App. 449, 452, 502 S.E.2d 692, 694 (1998). Had our Supreme Court
determined that the objectives of court-ordered arbitration would
best be served by requiring representatives of defendants'
insurance carriers to be present for, and participate in,
arbitration hearings, we believe the Court would have so specified
in the rules. For example, Rule 4(A)(1)(b) of the Rules of
Mediated Settlement Conferences expressly requires the attendance
at a mediated settlement conference of [a] representative of eachliability insurance carrier, uninsured motorist insurance carrier,
and underinsured motorist insurance carrier which may be obligated
to pay all or part of any claim presented in the action. R.
Implementing Statewide Mediated Settlement Confs. in Superior Ct.
Civil Actions 4(A)(1)(b), 2002 N.C. R. Ct. 82. The Rules for
Court-Ordered Arbitration contain no such requirement. Instead,
Rule 3(p) requires only that parties be present at arbitration
hearings, and we have found nothing to support the view that this
term was intended to include a defendant's insurance carrier not
named in the action.
Moreover, our Supreme Court has specifically held that in an
action ex delicto for damages proximately caused by the alleged
negligence of the defendant, his liability insurance carrier is not
a proper party defendant. Taylor v. Green, 242 N.C. 156, 158, 87
S.E.2d 11, 13 (1955). Thus, the trial court's determination that
Allstate is the real party in interest in this case was error.

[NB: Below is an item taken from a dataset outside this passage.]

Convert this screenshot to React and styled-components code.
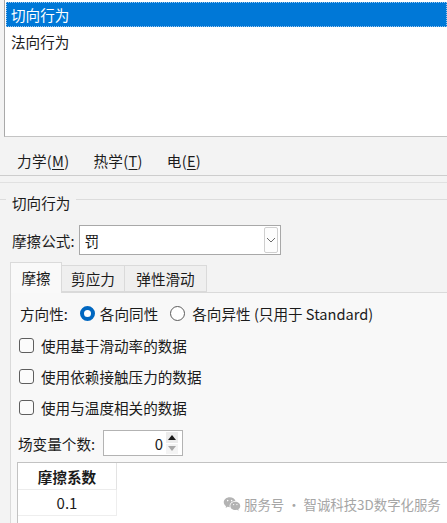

We hold that the trial court erred in determining that
Allstate was required by Rule 3(p) to have a representative present
at the arbitration hearing. We further hold that the trial court
erred in finding that defendant violated Rule 3(l), and in imposing
sanctions against defendant by striking defendant's demand for
trial de novo and enforcing the arbitration award. We reverse the
trial court's order and remand this case with instructions for the
trial court to grant defendant's demand for trial de novo, and to
address any pending motions by either party.
Reversed and remanded. Judges GREENE and TIMMONS-GOODSON concur.